In 2012, a program was introduced in Rialto, California, to place small cameras on the bodies of police officers (in this case, on their sunglasses). Over the next year, both the number of complaints filed against officers and the number of incidents where officers used force decreased by well over 50 percent. Knowing that they were being watched seemed to encourage cops and members of the public to behave more civilly.
The proliferation of video footage may also help us to avoid certain biases (for example, by eliminating the need to rely on faulty eyewitness memory to identify a suspect). And once we understand how footage can influence perception, we can change how we use cameras to address that distortion. Since camera angles that offer a third-party perspective can prevent biased assessments of whether a confession was coerced, that should be the first choice. Since it’s often not possible to employ dashboard cameras—or those attached to an officer’s glasses—in a neutral manner, such video footage shouldn’t be used in a conclusive fashion, as it was by the Supreme Court. We should be particularly careful when footage doesn’t show all parties in the frame or when it captures only some of the key events. Alternatively, we might allow it to be entered into evidence only with the consent of the defendant.

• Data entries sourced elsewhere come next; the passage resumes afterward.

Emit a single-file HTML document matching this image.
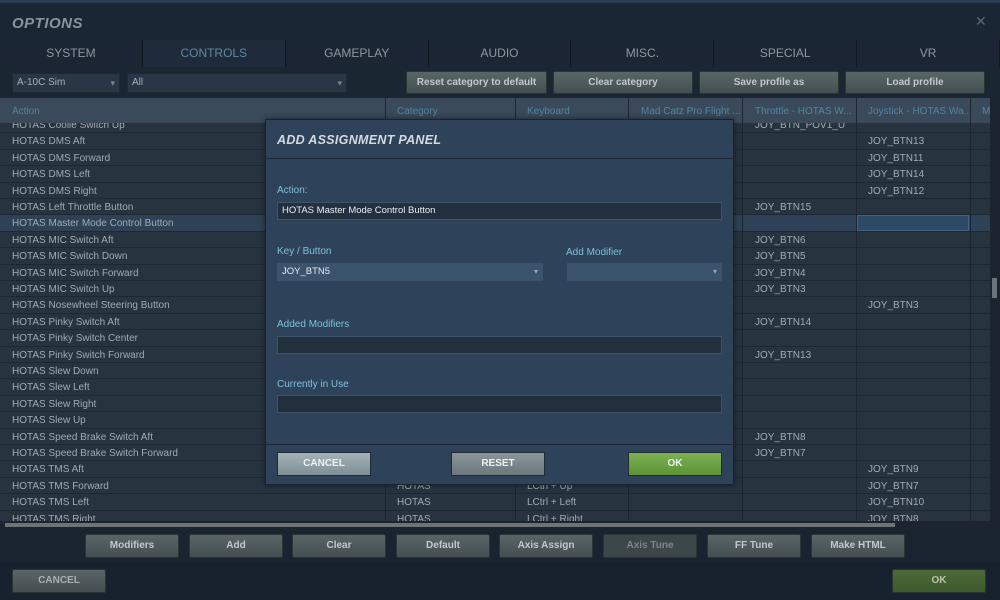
<!DOCTYPE html>
<html><head><style>
*{margin:0;padding:0;box-sizing:border-box}
body{width:1000px;height:600px;overflow:hidden;background:#1a2431;font-family:"Liberation Sans",sans-serif;position:relative}
.abs{position:absolute}
.title{left:0;top:0;width:1000px;height:40px;background:#1b2634;border-top:3px solid #2b3d52}
.title span{position:absolute;left:12px;top:12px;font-size:15px;font-weight:bold;font-style:italic;color:#8b949c;letter-spacing:.5px}
.tabs{left:0;top:40px;width:1000px;height:27px;background:#17202b;display:flex}
.tabs div{flex:1;text-align:center;line-height:27px;font-size:12px;color:#8e979f;border-right:1px solid #10161e;background:#1b2533}
.tabs .on{color:#5a8aa0;background:#1f2b3a}
.bar{left:0;top:67px;width:1000px;height:31px;background:#1b2633}
.dd{height:20px;top:73px;background:#283646;border:1px solid #202a36;color:#a8b0b8;font-size:10px;line-height:18px;padding-left:4px}
.dd:after{content:"▾";position:absolute;right:4px;top:0;font-size:9px;color:#7a838c}
.btn{background:linear-gradient(#5a6566,#454f51);border:1px solid #2c3436;color:#c2c8cc;font-size:10px;font-weight:bold;text-align:center;border-radius:2px}
.tbl{left:0;top:98px;width:990px;height:423px;background:#27333f;overflow:hidden;z-index:1}
.hdr{left:0;top:0;width:990px;height:25px;background:#3a4a5b;font-size:10px;color:#4f86a3;z-index:2}
.hdr span{position:absolute;top:8px}
.row{position:absolute;left:0;width:990px;height:16.4px;border-bottom:1px solid #1f2832;font-size:10px;color:#a3aab1;line-height:16px}
.row span{position:absolute;top:1px}
.vl{position:absolute;top:0;width:1px;height:423px;background:#1d2630;z-index:3}
.modal{left:265px;top:119px;width:469px;height:366px;background:#2e4359;border:1px solid #1a232d;box-shadow:0 0 6px rgba(0,0,0,.5);z-index:10}
.modal h1{position:absolute;left:11px;top:13px;font-size:12.5px;font-style:italic;font-weight:bold;color:#d4dae0;letter-spacing:.3px}
.lbl{position:absolute;font-size:10px;color:#7cc0dc}
.in{position:absolute;height:18px;background:#222f3d;border:1px solid #3c536a;font-size:9.5px;color:#e8ecf0;line-height:16px;padding-left:4px}
.mb{position:absolute;top:332px;width:94px;height:24px;line-height:22px;font-size:10px;font-weight:bold;color:#eef2f4;text-align:center;border:1px solid #1f2a34}
.bb{top:534px;width:94px;height:24px;line-height:22px}
</style></head><body>
<div class="abs title"><span>OPTIONS</span><span style="left:975px;top:10px;font-style:normal;font-weight:normal;font-size:14px;color:#5d6670">✕</span></div>
<div class="abs tabs"><div>SYSTEM</div><div class="on">CONTROLS</div><div>GAMEPLAY</div><div>AUDIO</div><div>MISC.</div><div>SPECIAL</div><div>VR</div></div>
<div class="abs bar"></div>
<div class="abs dd" style="left:12px;width:108px">A-10C Sim</div>
<div class="abs dd" style="left:127px;width:220px">All</div>
<div class="abs btn" style="left:406px;top:71px;width:141px;height:23px;line-height:21px">Reset category to default</div>
<div class="abs btn" style="left:553px;top:71px;width:140px;height:23px;line-height:21px">Clear category</div>
<div class="abs btn" style="left:699px;top:71px;width:140px;height:23px;line-height:21px">Save profile as</div>
<div class="abs btn" style="left:845px;top:71px;width:140px;height:23px;line-height:21px">Load profile</div>
<div class="abs tbl">
<div class="abs hdr"><span style="left:12px">Action</span><span style="left:397px">Category</span><span style="left:527px">Keyboard</span><span style="left:641px">Mad Catz Pro Flight ...</span><span style="left:755px">Throttle - HOTAS W...</span><span style="left:868px">Joystick - HOTAS Wa...</span><span style="left:982px">M</span></div>
<div style="position:absolute;left:0;top:27px;width:990px">
<div class="row" style="top:-8px"><span style="left:12px">HOTAS Coolie Switch Up</span><span style="left:755px">JOY_BTN_POV1_U</span></div>
<div class="row" style="top:8.4px"><span style="left:12px">HOTAS DMS Aft</span><span style="left:868px">JOY_BTN13</span></div>
<div class="row" style="top:24.8px"><span style="left:12px">HOTAS DMS Forward</span><span style="left:868px">JOY_BTN11</span></div>
<div class="row" style="top:41.2px"><span style="left:12px">HOTAS DMS Left</span><span style="left:868px">JOY_BTN14</span></div>
<div class="row" style="top:57.6px"><span style="left:12px">HOTAS DMS Right</span><span style="left:868px">JOY_BTN12</span></div>
<div class="row" style="top:74px"><span style="left:12px">HOTAS Left Throttle Button</span><span style="left:755px">JOY_BTN15</span></div>
<div class="row" style="top:90.4px;background:#2d4256"><span style="left:12px">HOTAS Master Mode Control Button</span><span style="left:857px;top:0;width:112px;height:16px;background:#2c4a66;border:1px solid #3f6485"></span></div>
<div class="row" style="top:106.8px"><span style="left:12px">HOTAS MIC Switch Aft</span><span style="left:755px">JOY_BTN6</span></div>
<div class="row" style="top:123.2px"><span style="left:12px">HOTAS MIC Switch Down</span><span style="left:755px">JOY_BTN5</span></div>
<div class="row" style="top:139.6px"><span style="left:12px">HOTAS MIC Switch Forward</span><span style="left:755px">JOY_BTN4</span></div>
<div class="row" style="top:156px"><span style="left:12px">HOTAS MIC Switch Up</span><span style="left:755px">JOY_BTN3</span></div>
<div class="row" style="top:172.4px"><span style="left:12px">HOTAS Nosewheel Steering Button</span><span style="left:868px">JOY_BTN3</span></div>
<div class="row" style="top:188.8px"><span style="left:12px">HOTAS Pinky Switch Aft</span><span style="left:755px">JOY_BTN14</span></div>
<div class="row" style="top:205.2px"><span style="left:12px">HOTAS Pinky Switch Center</span></div>
<div class="row" style="top:221.6px"><span style="left:12px">HOTAS Pinky Switch Forward</span><span style="left:755px">JOY_BTN13</span></div>
<div class="row" style="top:238px"><span style="left:12px">HOTAS Slew Down</span></div>
<div class="row" style="top:254.4px"><span style="left:12px">HOTAS Slew Left</span></div>
<div class="row" style="top:270.8px"><span style="left:12px">HOTAS Slew Right</span></div>
<div class="row" style="top:287.2px"><span style="left:12px">HOTAS Slew Up</span></div>
<div class="row" style="top:303.6px"><span style="left:12px">HOTAS Speed Brake Switch Aft</span><span style="left:755px">JOY_BTN8</span></div>
<div class="row" style="top:320px"><span style="left:12px">HOTAS Speed Brake Switch Forward</span><span style="left:755px">JOY_BTN7</span></div>
<div class="row" style="top:336.4px"><span style="left:12px">HOTAS TMS Aft</span><span style="left:868px">JOY_BTN9</span></div>
<div class="row" style="top:352.8px"><span style="left:12px">HOTAS TMS Forward</span><span style="left:397px">HOTAS</span><span style="left:527px">LCtrl + Up</span><span style="left:868px">JOY_BTN7</span></div>
<div class="row" style="top:369.2px"><span style="left:12px">HOTAS TMS Left</span><span style="left:397px">HOTAS</span><span style="left:527px">LCtrl + Left</span><span style="left:868px">JOY_BTN10</span></div>
<div class="row" style="top:385.6px"><span style="left:12px">HOTAS TMS Right</span><span style="left:397px">HOTAS</span><span style="left:527px">LCtrl + Right</span><span style="left:868px">JOY_BTN8</span></div>
</div>
<div class="vl" style="left:385px"></div><div class="vl" style="left:515px"></div><div class="vl" style="left:628px"></div><div class="vl" style="left:742px"></div><div class="vl" style="left:856px"></div><div class="vl" style="left:970px"></div>
</div>
<div class="abs" style="left:990px;top:98px;width:10px;height:423px;background:#1c252f"><div style="position:absolute;left:2px;top:180px;width:5px;height:20px;background:#6a7378"></div></div>
<div class="abs" style="left:0;top:521px;width:1000px;height:8px;background:#1c252f"><div style="position:absolute;left:5px;top:2px;width:890px;height:4px;background:#6e7376"></div></div>
<div class="abs btn bb" style="left:85px">Modifiers</div>
<div class="abs btn bb" style="left:189px">Add</div>
<div class="abs btn bb" style="left:292px">Clear</div>
<div class="abs btn bb" style="left:396px">Default</div>
<div class="abs btn bb" style="left:499px">Axis Assign</div>
<div class="abs btn bb" style="left:603px;background:#3d4648;color:#7d8589">Axis Tune</div>
<div class="abs btn bb" style="left:707px">FF Tune</div>
<div class="abs btn bb" style="left:811px">Make HTML</div>
<div class="abs" style="left:0;top:562px;width:1000px;height:38px;background:#18222e"></div>
<div class="abs btn" style="left:12px;top:569px;width:94px;height:24px;line-height:22px;color:#a8aeb2">CANCEL</div>
<div class="abs btn" style="left:892px;top:569px;width:94px;height:24px;line-height:22px;background:linear-gradient(#4c6a38,#3e5a2c);color:#b8c4ae">OK</div>
<div class="abs modal">
<h1>ADD ASSIGNMENT PANEL</h1>
<div style="position:absolute;left:0;top:38px;width:467px;height:1px;background:#1c2733"></div>
<div class="lbl" style="left:11px;top:65px">Action:</div>
<div class="in" style="left:11px;top:82px;width:445px;background:#233040">HOTAS Master Mode Control Button</div>
<div class="lbl" style="left:11px;top:126px">Key / Button</div>
<div class="lbl" style="left:300px;top:127px">Add Modifier</div>
<div class="in" style="left:11px;top:143px;width:266px;background:#3b536d">JOY_BTN5<span style="position:absolute;right:4px;font-size:8px;color:#9aa">▾</span></div>
<div class="in" style="left:301px;top:143px;width:155px;background:#3b536d"><span style="position:absolute;right:4px;font-size:8px;color:#9aa">▾</span></div>
<div class="lbl" style="left:11px;top:199px">Added Modifiers</div>
<div class="in" style="left:11px;top:216px;width:445px"></div>
<div class="lbl" style="left:11px;top:259px">Currently in Use</div>
<div class="in" style="left:11px;top:275px;width:445px"></div>
<div style="position:absolute;left:0;top:324px;width:467px;height:1px;background:#1c2733"></div>
<div class="mb" style="left:11px;background:linear-gradient(#a3b3b7,#7f9094)">CANCEL</div>
<div class="mb" style="left:185px;background:linear-gradient(#8a9699,#6b777a)">RESET</div>
<div class="mb" style="left:362px;background:linear-gradient(#7cb251,#5c9336)">OK</div>
</div>
</body></html>
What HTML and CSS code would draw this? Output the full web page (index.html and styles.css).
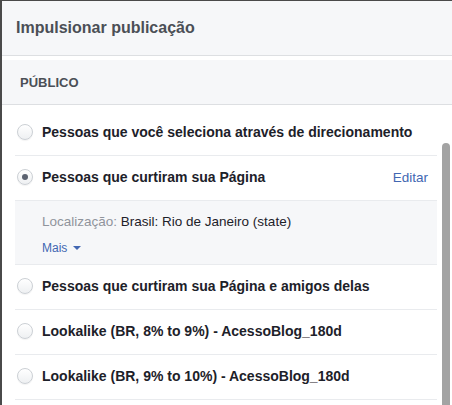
FILE: index.html
```html
<!DOCTYPE html>
<html lang="pt-BR">
<head>
<meta charset="UTF-8">
<meta name="viewport" content="width=device-width, initial-scale=1.0">
<title>Impulsionar publicação</title>
<link rel="stylesheet" href="styles.css">
</head>
<body>
<div class="dialog">
  <div class="dialog-header">
    <h1>Impulsionar publicação</h1>
  </div>

  <div class="section-head">
    <h2>PÚBLICO</h2>
  </div>

  <div class="body">
    <div class="audience-list">
      <div class="row">
        <span class="radio"></span>
        <span class="label">Pessoas que você seleciona através de direcionamento</span>
      </div>
      <div class="row">
        <span class="radio checked"></span>
        <span class="label">Pessoas que curtiram sua Página</span>
        <a class="edit" href="#">Editar</a>
      </div>
      <div class="details">
        <p><span class="muted">Localização:</span> Brasil: Rio de Janeiro (state)</p>
        <a class="more" href="#">Mais <span class="caret"></span></a>
      </div>
      <div class="row">
        <span class="radio"></span>
        <span class="label">Pessoas que curtiram sua Página e amigos delas</span>
      </div>
      <div class="row">
        <span class="radio"></span>
        <span class="label">Lookalike (BR, 8% to 9%) - AcessoBlog_180d</span>
      </div>
      <div class="row">
        <span class="radio"></span>
        <span class="label">Lookalike (BR, 9% to 10%) - AcessoBlog_180d</span>
      </div>
    </div>
    <div class="scroll-track">
      <div class="scroll-thumb"></div>
    </div>
  </div>
</div>
</body>
</html>
```

FILE: styles.css
```css
html, body {
  height: 100%;
}
body {
  margin: 0;
  padding: 1px 0 0 2px;
  box-sizing: border-box;
  background-color: #4a4a4a;
  font-family: "Liberation Sans", Arial, sans-serif;
  color: #1d2129;
  overflow: hidden;
}
.dialog {
  background-color: #fff;
  height: 100%;
  display: flex;
  flex-direction: column;
}
.dialog-header {
  background-color: #f6f7f9;
  border-bottom: 1px solid #dddfe2;
  height: 54px;
  display: flex;
  align-items: center;
  padding-left: 14px;
}
.dialog-header h1 {
  margin: 0;
  font-size: 16px;
  font-weight: bold;
  color: #4b4f56;
}
.section-head {
  margin-top: 4px;
  background-color: #f6f7f9;
  border-bottom: 1px solid #dddfe2;
  height: 44px;
  display: flex;
  align-items: center;
  padding-left: 18px;
}
.section-head h2 {
  margin: 0;
  font-size: 13px;
  font-weight: bold;
  color: #4b4f56;
}
.body {
  flex: 1;
  display: flex;
}
.audience-list {
  flex: 1;
  padding: 6px 5px 0 13px;
}
.row {
  height: 42px;
  border-bottom: 1px solid #e9ebee;
  display: flex;
  align-items: center;
  padding: 0 9px 2px 2px;
}
.radio {
  width: 14px;
  height: 14px;
  border: 1px solid #ccd0d5;
  border-radius: 50%;
  background: linear-gradient(#fff, #eef0f2);
  box-shadow: 0 1px 1px rgba(0, 0, 0, 0.05);
  display: flex;
  align-items: center;
  justify-content: center;
  flex-shrink: 0;
  margin-right: 9px;
}
.radio.checked::after {
  content: "";
  width: 6px;
  height: 6px;
  border-radius: 50%;
  background-color: #5b6270;
}
.label {
  flex: 1;
  font-size: 14px;
  font-weight: bold;
}
.edit {
  font-size: 13.5px;
  color: #4267b2;
  text-decoration: none;
}
.details {
  background-color: #f6f7f9;
  border-bottom: 1px solid #e9ebee;
  height: 64px;
  padding: 12px 0 0 27px;
  box-sizing: border-box;
}
.details p {
  margin: 0 0 7px;
  font-size: 13.5px;
  line-height: 18px;
}
.muted {
  color: #90949c;
}
.more {
  font-size: 12px;
  color: #4267b2;
  text-decoration: none;
  display: inline-flex;
  align-items: center;
  gap: 6px;
}
.caret {
  width: 0;
  height: 0;
  border-left: 4px solid transparent;
  border-right: 4px solid transparent;
  border-top: 4px solid #4267b2;
}
.scroll-track {
  width: 10px;
  display: flex;
  flex-direction: column;
}
.scroll-thumb {
  margin-top: 38px;
  width: 8px;
  flex: 1;
  background-color: #a3a3a3;
  border-radius: 4px 4px 0 0;
}
```
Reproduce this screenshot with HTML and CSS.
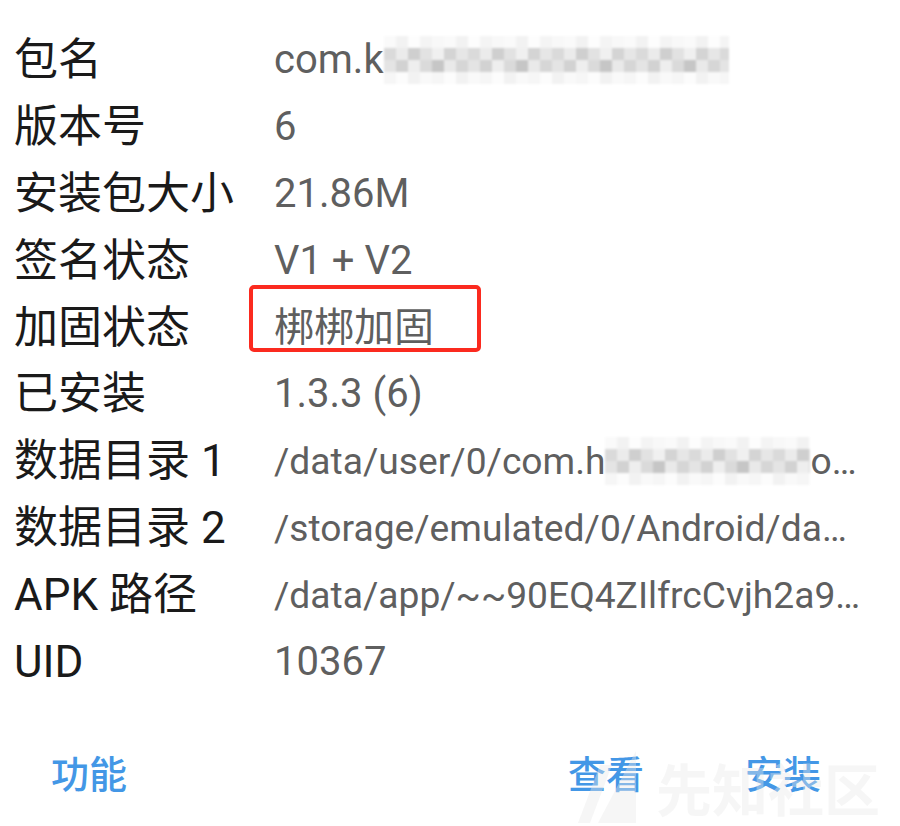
FILE: index.html
```html
<!DOCTYPE html>
<html lang="zh-CN">
<head>
<meta charset="utf-8">
<title>应用信息</title>
<link rel="stylesheet" href="styles.css">
</head>
<body>
<div class="sheet">
  <div class="info">
    <div class="row">
      <div class="label">包名</div>
      <div class="value">com.k<span class="mosaic wide" aria-hidden="true"></span></div>
    </div>
    <div class="row">
      <div class="label">版本号</div>
      <div class="value">6</div>
    </div>
    <div class="row">
      <div class="label">安装包大小</div>
      <div class="value">21.86M</div>
    </div>
    <div class="row">
      <div class="label">签名状态</div>
      <div class="value">V1 + V2</div>
    </div>
    <div class="row">
      <div class="label">加固状态</div>
      <div class="value">梆梆加固</div>
      <div class="mark"></div>
    </div>
    <div class="row">
      <div class="label">已安装</div>
      <div class="value">1.3.3 (6)</div>
    </div>
    <div class="row">
      <div class="label">数据目录 1</div>
      <div class="value path">/data/user/0/com.h<span class="mosaic short" aria-hidden="true"></span>o…</div>
    </div>
    <div class="row">
      <div class="label">数据目录 2</div>
      <div class="value path">/storage/emulated/0/Android/da…</div>
    </div>
    <div class="row">
      <div class="label">APK 路径</div>
      <div class="value path">/data/app/~~90EQ4ZIlfrcCvjh2a9…</div>
    </div>
    <div class="row">
      <div class="label">UID</div>
      <div class="value">10367</div>
    </div>
  </div>
  <div class="actions">
    <span class="btn">功能</span>
    <div class="right">
      <span class="btn">查看</span>
      <span class="btn">安装</span>
    </div>
    <div class="watermark">
      <svg class="wm-logo" width="64" height="72" viewBox="0 0 64 72">
        <polygon points="0,72 22,14 34,14 12,72" />
        <polygon points="20,72 58,0 58,72" />
      </svg>
      <span class="wm-text">先知社区</span>
    </div>
  </div>
</div>
</body>
</html>
```
FILE: styles.css
```css
html, body {
  margin: 0;
  padding: 0;
  background: #ffffff;
}

body {
  font-family: Roboto, "Noto Sans CJK SC", sans-serif;
}

.sheet {
  width: 900px;
  height: 826px;
  overflow: hidden;
}

.info {
  padding: 27px 0 0 14px;
  display: flex;
  flex-direction: column;
}

.row {
  position: relative;
  display: flex;
  align-items: center;
  height: 66.8px;
}

.label {
  width: 260px;
  flex: none;
  font-size: 44px;
  line-height: 66px;
  color: #1a1a1a;
  white-space: nowrap;
}

.value {
  font-size: 40px;
  line-height: 66px;
  color: #5f5f5f;
  white-space: nowrap;
}

.value.path {
  font-size: 37.2px;
}

.mosaic {
  display: inline-block;
  vertical-align: middle;
  height: 48px;
  margin-top: -6px;
  filter: blur(1px);
  background-repeat: no-repeat;
  background-image:
    repeating-linear-gradient(90deg, #fafafa 0 12px, #f2f2f2 12px 24px, #fdfdfd 24px 36px, #f4f4f4 36px 48px, #f8f8f8 48px 60px),
    repeating-linear-gradient(90deg, #dadada 0 12px, #ebebeb 12px 24px, #cfcfcf 24px 36px, #e2e2e2 36px 48px, #f0f0f0 48px 60px, #d4d4d4 60px 72px, #e6e6e6 72px 84px),
    repeating-linear-gradient(90deg, #e4e4e4 0 12px, #d2d2d2 12px 24px, #eeeeee 24px 36px, #dadada 36px 48px, #c6c6c6 48px 60px, #e9e9e9 60px 72px, #d6d6d6 72px 84px),
    repeating-linear-gradient(90deg, #f6f6f6 0 12px, #fcfcfc 12px 24px, #f2f2f2 24px 36px, #f9f9f9 36px 48px);
  background-size: 100% 12px, 100% 12px, 100% 12px, 100% 12px;
  background-position: 0 0, 0 12px, 0 24px, 0 36px;
}

.mosaic.wide {
  width: 345px;
}

.mosaic.short {
  width: 205px;
}

.mark {
  position: absolute;
  left: 235px;
  top: -9px;
  width: 232px;
  height: 67px;
  box-sizing: border-box;
  border: 4px solid #fb2a1f;
  border-radius: 5px;
}

.actions {
  position: relative;
  margin-top: 47px;
  height: 60px;
  padding: 0 79px 0 51px;
  display: flex;
  align-items: center;
  justify-content: space-between;
}

.right {
  display: flex;
  gap: 101px;
}

.btn {
  font-family: "Noto Sans CJK SC", sans-serif;
  font-size: 38px;
  font-weight: 500;
  line-height: 60px;
  color: #4397e6;
}

.watermark {
  position: absolute;
  left: 578px;
  top: 9px;
  display: flex;
  align-items: center;
  gap: 14px;
  pointer-events: none;
}

.wm-logo polygon {
  fill: rgba(232, 232, 232, 0.4);
}

.wm-text {
  font-family: "Noto Sans CJK SC", sans-serif;
  font-size: 56px;
  font-weight: 700;
  line-height: 60px;
  color: rgba(232, 232, 232, 0.4);
}
```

Victor Harris made a terrible error in judgment that rainy night, but he did not deserve to be paralyzed, and he did not deserve to have his case taken away from a jury. The system failed him because of the psychological limitations of the people who operate it—limitations we all share. We spot bias easily in others, while ignoring how our own backgrounds and experiences shape how we see the facts of a case. We blindly trust in the objectivity of our technologies because they seem to deliver reality, when, in truth, they may distort our perspectives.